See, the cats know what we don’t: That these robots are smarter, more ambitious, and more malevolent than we’d like to believe. It isn’t as though humankind is untested in its technophobia. For ages, we were depicting cyborgs as soulless enemies driven by the urges to kill and enslave. This reputation surrounded the automated population from the get-go. The 1921 Italian silent film L’Uomo Meccanico depicts a tremendous robot programmed to commit crimes and employ violence. The far more famous Metropolis came six years later, introducing a robotic woman built and designed in the name of revenge.
Such a trend carried throughout the extant history of big screen science fiction. Though diverse in form and ethos, the androids of The Day the Earth Stood Still, The Stepford Wives, Blade Runner, I, Robot, and dozens upon dozens of entries among them, were universally draped in menace. But, somewhere along the line, a new movement began to run parallel to this symphony of electronic horror. A particular subset of the robot race took on a new aesthetic, a new demeanor, and a new place in our world. They all got cute.

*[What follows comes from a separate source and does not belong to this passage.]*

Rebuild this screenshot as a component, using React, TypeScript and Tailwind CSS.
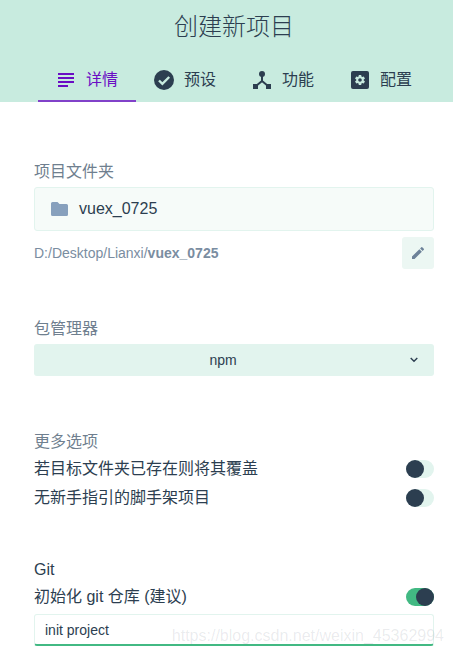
const font = { fontFamily: '"Liberation Sans", "Noto Sans CJK SC", sans-serif' };

function ListIcon() {
  return (
    <svg width="16" height="14" viewBox="0 0 16 14" fill="currentColor">
      <rect x="0" y="0" width="16" height="2" />
      <rect x="0" y="4" width="16" height="2" />
      <rect x="0" y="8" width="16" height="2" />
      <rect x="0" y="12" width="10" height="2" />
    </svg>
  );
}

function CheckIcon() {
  return (
    <svg width="20" height="20" viewBox="0 0 20 20">
      <circle cx="10" cy="10" r="10" fill="currentColor" />
      <path d="M5 10.5l3.4 3.4L15.2 7" fill="none" stroke="#c8ebdf" strokeWidth="2.4" />
    </svg>
  );
}

function TreeIcon() {
  return (
    <svg width="18" height="18" viewBox="0 0 18 18" fill="currentColor">
      <circle cx="9" cy="3" r="3" />
      <rect x="0" y="13" width="5" height="5" />
      <rect x="13" y="13" width="5" height="5" />
      <path d="M9 5v5L3 15M9 10l6 5" fill="none" stroke="currentColor" strokeWidth="2" />
    </svg>
  );
}

function GearIcon() {
  return (
    <svg width="18" height="18" viewBox="0 0 18 18">
      <rect width="18" height="18" rx="2" fill="currentColor" />
      <g transform="translate(3 3) scale(.5)">
        <path
          fill="#c8ebdf"
          d="M19.43 12.98c.04-.32.07-.64.07-.98s-.03-.66-.07-.98l2.11-1.65c.19-.15.24-.42.12-.64l-2-3.46c-.12-.22-.39-.3-.61-.22l-2.49 1c-.52-.4-1.08-.73-1.69-.98l-.38-2.65C14.46 2.18 14.25 2 14 2h-4c-.25 0-.46.18-.49.42l-.38 2.65c-.61.25-1.17.59-1.69.98l-2.49-1c-.23-.09-.49 0-.61.22l-2 3.46c-.13.22-.07.49.12.64l2.11 1.65c-.04.32-.07.65-.07.98s.03.66.07.98l-2.11 1.65c-.19.15-.24.42-.12.64l2 3.46c.12.22.39.3.61.22l2.49-1c.52.4 1.08.73 1.69.98l.38 2.65c.03.24.24.42.49.42h4c.25 0 .46-.18.49-.42l.38-2.65c.61-.25 1.17-.59 1.69-.98l2.49 1c.23.09.49 0 .61-.22l2-3.46c.12-.22.07-.49-.12-.64l-2.11-1.65zM12 15.5c-1.93 0-3.5-1.57-3.5-3.5s1.57-3.5 3.5-3.5 3.5 1.57 3.5 3.5-1.57 3.5-3.5 3.5z"
        />
      </g>
    </svg>
  );
}

function FolderIcon() {
  return (
    <svg width="17" height="14" viewBox="0 0 17 14" fill="#87a0bd">
      <path d="M1.5 0h5l2 2h7A1.5 1.5 0 0 1 17 3.5v9a1.5 1.5 0 0 1-1.5 1.5h-14A1.5 1.5 0 0 1 0 12.5v-11A1.5 1.5 0 0 1 1.5 0z" />
    </svg>
  );
}

function EditIcon() {
  return (
    <svg width="16" height="16" viewBox="0 0 24 24" fill="#6d8299">
      <path d="M3 17.25V21h3.75L17.81 9.94l-3.75-3.75L3 17.25zM20.71 7.04a1 1 0 0 0 0-1.41l-2.34-2.34a1 1 0 0 0-1.41 0l-1.83 1.83 3.75 3.75 1.83-1.83z" />
    </svg>
  );
}

function Toggle({ on = false }: { on?: boolean }) {
  return (
    <div
      className={`flex h-[18px] w-[28px] justify-end rounded-full ${on ? "bg-[#42b983]" : "flex-row-reverse bg-[#e2f4ee]"}`}
    >
      <div className="h-[18px] w-[18px] rounded-full bg-[#2c3e50]" />
    </div>
  );
}

const tabs = [
  { label: "详情", icon: <ListIcon />, active: true },
  { label: "预设", icon: <CheckIcon /> },
  { label: "功能", icon: <TreeIcon /> },
  { label: "配置", icon: <GearIcon /> },
];

export default function App() {
  return (
    <div className="h-[654px] w-[453px] overflow-hidden bg-white text-[#2c3e50]" style={font}>
      <header className="h-[102px] bg-[#c8ebdf]">
        {/* title and tabs are centred on 468px, the page is cut off at 453 */}
        <h1 className="h-[60px] w-[468px] pt-[10px] text-center text-[24px] leading-[34px] font-light text-[#2c3e50]">
          创建新项目
        </h1>
        <nav className="ml-[38px] flex h-[42px]">
          {tabs.map((t) => (
            <div
              key={t.label}
              className={`flex h-[42px] w-[98px] items-center gap-[10px] border-b-2 pl-[18px] text-[16px] ${
                t.active ? "border-[#8141c9] text-[#6a0dc4]" : "border-transparent text-[#2c3e50]"
              }`}
            >
              <span className="flex w-[20px] justify-center">{t.icon}</span>
              <span>{t.label}</span>
            </div>
          ))}
        </nav>
      </header>

      <main className="pr-[19px] pl-[34px]">
        <section className="pt-[59px]">
          <div className="h-[26px] text-[16px] leading-[22px] text-[#6f7f8f]">项目文件夹</div>
          <div className="flex h-[44px] items-center gap-[11px] rounded-[3px] border border-[#e2f4ee] bg-[#f6fbf9] pl-[16px] text-[16px]">
            <FolderIcon />
            <span>vuex_0725</span>
          </div>
          <div className="mt-[6px] flex h-[32px] items-center justify-between">
            <span className="text-[14px] text-[#7a8da1]">
              D:/Desktop/Lianxi/<b className="font-bold">vuex_0725</b>
            </span>
            <button className="flex h-[32px] w-[32px] items-center justify-center rounded-[3px] bg-[#ecf7f3]">
              <EditIcon />
            </button>
          </div>
        </section>

        <section className="pt-[49px]">
          <div className="h-[26px] text-[16px] leading-[22px] text-[#6f7f8f]">包管理器</div>
          <div className="relative flex h-[32px] items-center justify-center rounded-[3px] bg-[#e2f4ee] pr-[22px] text-[14px]">
            npm
            <svg
              className="absolute top-[13px] right-[16px]"
              width="8"
              height="6"
              viewBox="0 0 8 6"
              fill="none"
              stroke="#2c3e50"
              strokeWidth="1.4"
            >
              <path d="M.7 1l3.3 3.3L7.3 1" />
            </svg>
          </div>
        </section>

        <section className="pt-[55px]">
          <div className="h-[23px] text-[16px] leading-[22px] text-[#6f7f8f]">更多选项</div>
          <div className="flex h-[29px] items-center justify-between text-[16px]">
            <span>若目标文件夹已存在则将其覆盖</span>
            <Toggle />
          </div>
          <div className="flex h-[29px] items-center justify-between text-[16px]">
            <span>无新手指引的脚手架项目</span>
            <Toggle />
          </div>
        </section>

        <section className="pt-[47px]">
          <div className="h-[24px] text-[16px] leading-[22px]">Git</div>
          <div className="flex h-[28px] items-center justify-between text-[16px]">
            <span>初始化 git 仓库 (建议)</span>
            <Toggle on />
          </div>
          <div className="relative mt-[3px] flex h-[32px] items-center rounded-[3px] border border-[#e2f4ee] border-b-[2px] border-b-[#42b983] pt-[2px] pl-[10px] text-[14px]">
            init project
            <span className="absolute top-[9px] right-[-11px] text-[16px] whitespace-nowrap text-[#2c3e50]/10">
              https://blog.csdn.net/weixin_45362994
            </span>
          </div>
        </section>
      </main>
    </div>
  );
}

Today, it’s not uncommon to see a robot of the BB-8 variety: a plucky, adorable, instantaneously empathetic little sprite meant to invoke the same instinctual affections we reserve for chocolate lab puppies. Since the era of Omnibots and 2-XLs, both admittedly influenced by the popularity of R2 himself, the cute robot has become just as prevalent as the menacing horror. In the past few years alone, we’ve seen this form undertake the likes of Big Hero 6, Earth to Echo, Moon, ROBOTS, adaptations of The Hitchhiker’s Guide to the Galaxy and Astro Boy, and Wall-E.
Has humanity’s fear of the approaching singularity curbed? Hardly. We still clamor about the possibility of losing total control to the automatons — a fear augmented by recent robo-victories over the Turing test. Is this infantilization of the cyborg race simply a means of combating this apprehension? Perhaps, as pop culture has been employed toward the end of dissolving the powers of intimidation many times before. Might we be heading down a dangerous path in our induction of BB-8s and the like into our households and hearts? If sci-fi of eras past has taught us anything, then absolutely.
But come on. They’re just so damn adorable.